Mandy Gurney’s Top Ten Tips to Help your Child Sleep Better
Good sleep habits can not only take the stress out of bedtime, but can also help to make it a special time for you and your child. With lights out leading to weekly tantrums from one in five (20%) children aged between three and six, most children’s sleep struggles can often be addressed with a simple yet practical solution.
Recent research from Dream Lites*, the cuddly bedtime toys, reveals that the average three to six year old child awakes three times in the night, with almost half (46%) of mums regularly awaking to soothe their infant back to sleep.
Dream Lites has teamed up with sleep expert and founder of Millpond Children’s Sleep Clinic, Mandy Gurney, to create a simple guide for parents to help their young children to sleep better. If you are unsure why your child has difficulty getting to sleep or staying asleep, take a look over this handy checklist - implementing small changes could make all the difference for your family come bedtime:
1. Set a regular bedtime and wake up time
Encourage a regular sleep-wake schedule for your child with no more than one hour’s deviation from day to day, including weekends. This will help regulate your child’s internal body clock and ensure they are getting the right amount of sleep. Your child’s wake up time is just as important as their bedtime since our body clocks are reset every day by the time we get up in the morning.
2. Avoid stimulating activities in the hour before bedtime
Have a quiet wind down period about an hour before your child goes to bed. Turn off the TV and any computers; bright lights from screens can interfere with production of the sleep hormone melatonin that is responsible for making us drowsy. Instead use this time for reading, doing puzzles, listening to a story tape and chatting about the day with your child.
3. Stick to a set bedtime routine
It is never too late to establish a bedtime routine. Aim to carry out the same series of steps each night, around 30 minutes before your child goes to bed. This routine may include a short warm bath and a quiet story, before lights out with a purposeful “goodnight”. Make it low-key and relaxing – it is repetitive for you, and may even get boring, but it is worth it for the long-term benefits to your child’s sleep pattern.
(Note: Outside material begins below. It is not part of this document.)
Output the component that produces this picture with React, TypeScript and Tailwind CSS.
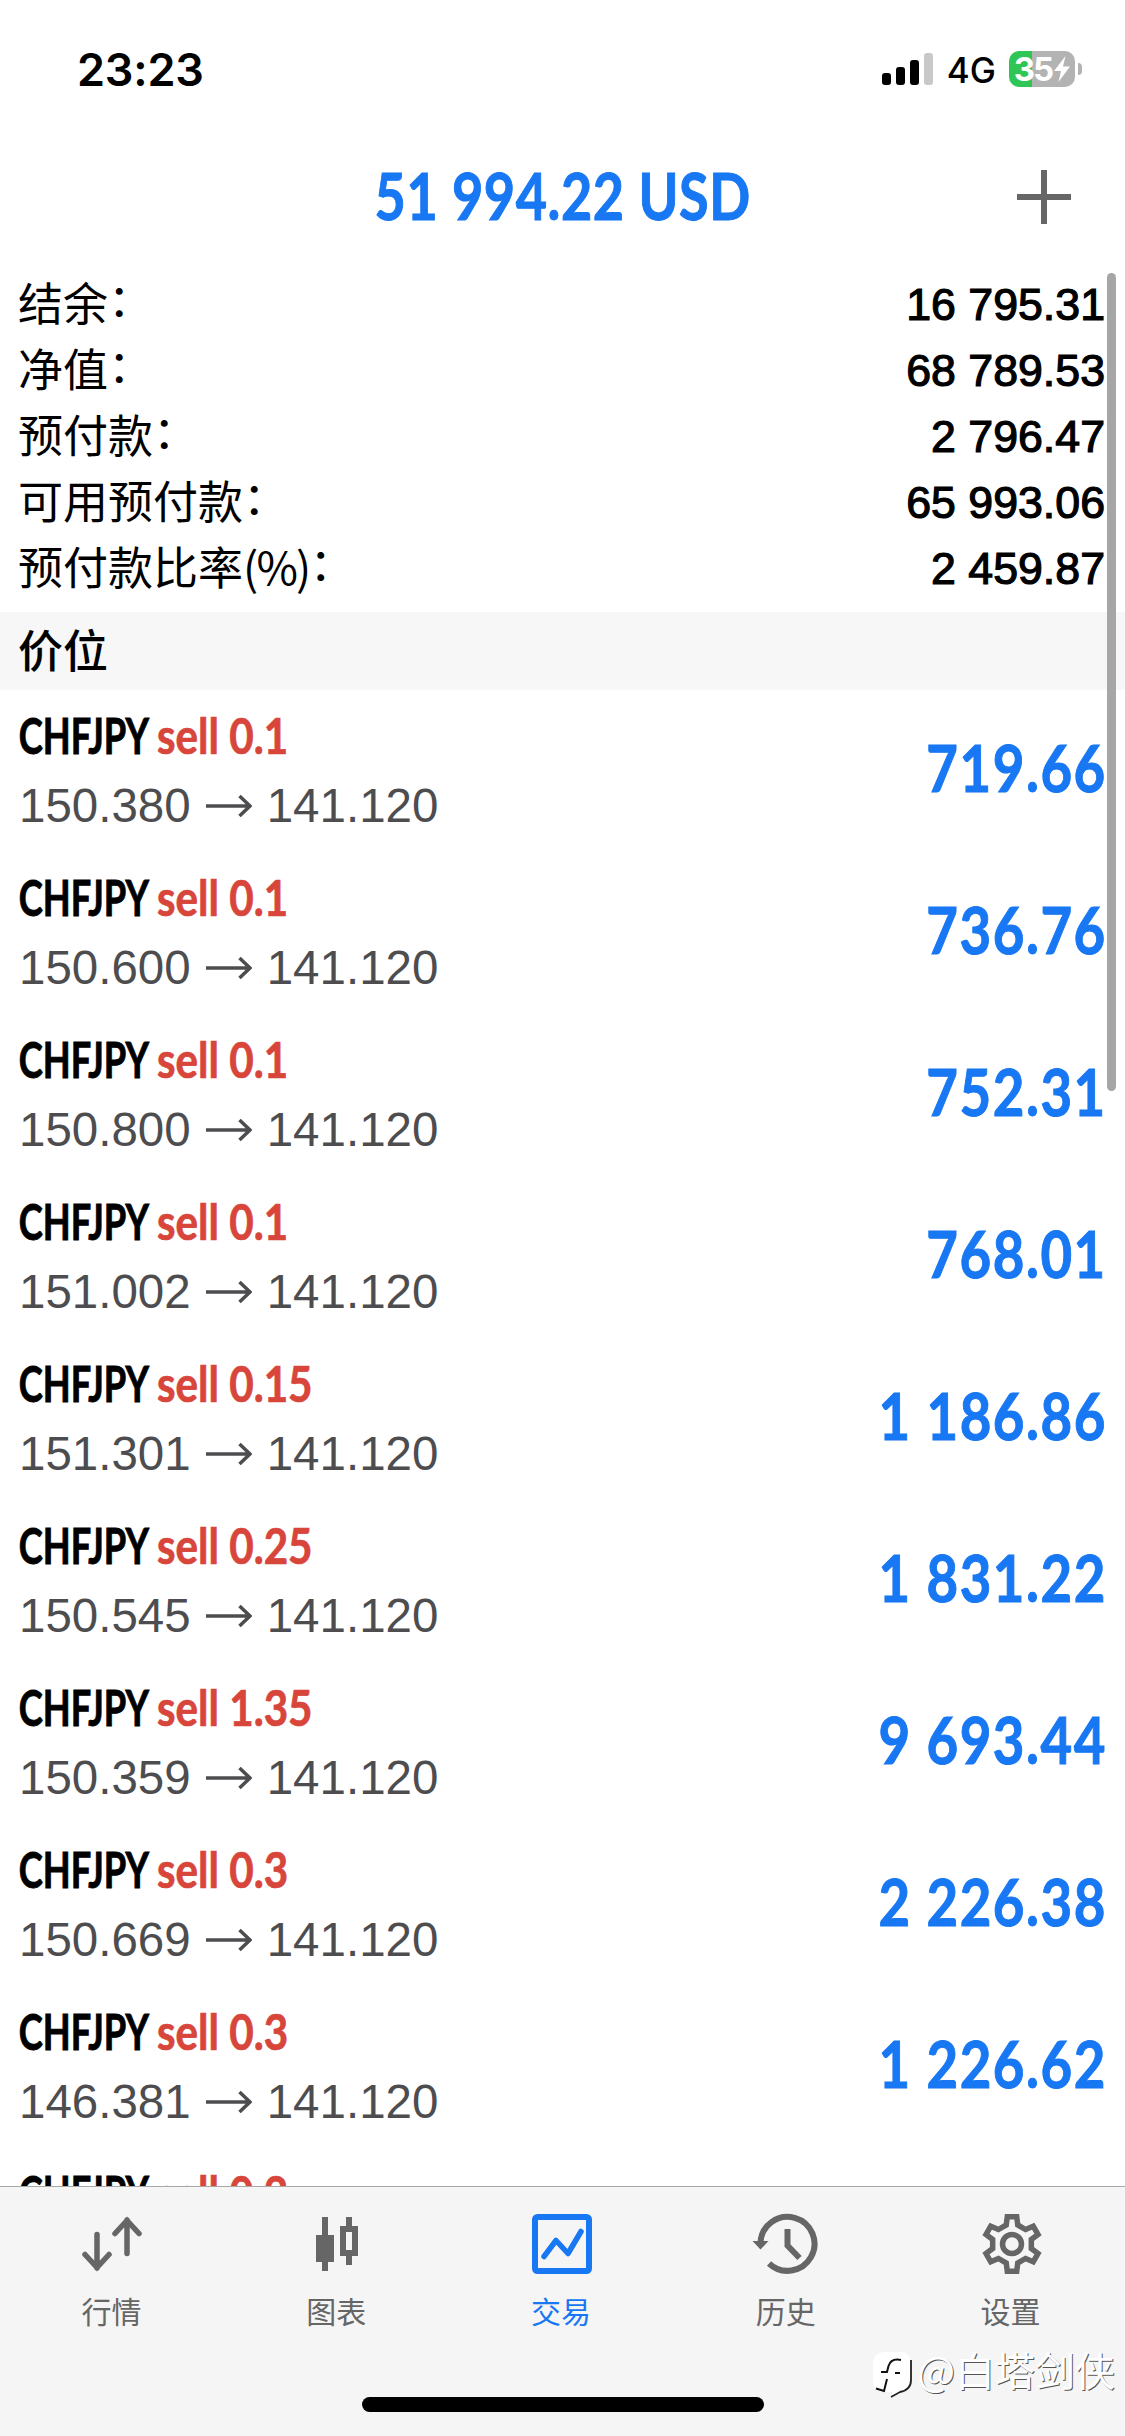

4. Enforce clear boundaries for bedtime behaviour
This applies to you as well as your child! If you have said you will give your child one cup of milk in bed, do not be talked into fetching a second. Once boundaries start to become stretched, most children will push further. Most requests for a drink or another trip to the toilet are excuses to string out bedtime and should be resisted so that they do not become a habit.
5. A healthy sleep environment
The bedroom should ideally be a comfortable temperature of 18 degrees. Warm temperatures can disturb sleep, and research shows a hot room leads to more wake time and a lighter sleep at night.
Our biological clocks are regulated by light. Make sure your child has time playing outside every day so they are exposed to natural light. Ensure their bedroom is dimly lit; darkness triggers the production of the sleep hormone melatonin. If your child wakes early in the morning consider black out blinds to block out morning light.
6. Teach your child a settling routine that does not rely on props that require your presence
Children who rely on props at bedtime, such as your presence, are more vulnerable to waking later in the night. As your child comes into light sleep phases, which we all do throughout the night, they are likely to look for you to help them to get back to sleep.
7. Leave your child awake when you say goodnight
This will teach your child to get to sleep by themselves, which is beneficial for both of you.
8. Ensure your child is asleep within 15 to 20 minutes of leaving them
This is the maximum amount of time it should take your child to fall asleep. If a child is awake for long periods at bedtime some can become anxious that they cannot sleep – even as bedtime approaches they start to worry, leading to an anxious and stressful time for everyone. Check that your bedtime routine is quiet, focused and relaxing and that your child is not dozing or napping in the day, if not appropriate for their age.
Avoid allowing your child caffeine four to six hours before bedtime, since tea, coffee and fizzy drinks can profoundly disrupt night-time sleep.
Sugary sweets at bedtime will not only give your child a boost of energy hindering them from falling asleep, but research has also shown them to be a cause of nightmares. Instead, encourage your child to have a bedtime snack of foods that contain the amino acid, tryptophan. These foods are thought to make some people drowsy, and include bananas, warm milk, oat biscuits, wholegrain low-sugar cereals, eggs and chicken.
10. Keep bedtime stress-free
Do not use bedtimes to discuss any difficulties or anxieties relating to today or tomorrow. This can unearth difficulties from your child’s day, which may interfere with sleep. Try to get these types of discussions out of the way by teatime.
Mandy Gurney, sleep expert and founder of Millpond Children’s Sleep Clinic, said: “However hard and boring a bedtime routine for kids may seem after a long day, it is vital to enable everyone in the family to have a good night’s sleep. Just setting aside 30 minutes at the end of the day with a simple, quiet, relaxing bath, a calm story and kiss goodnight is well worth the effort.”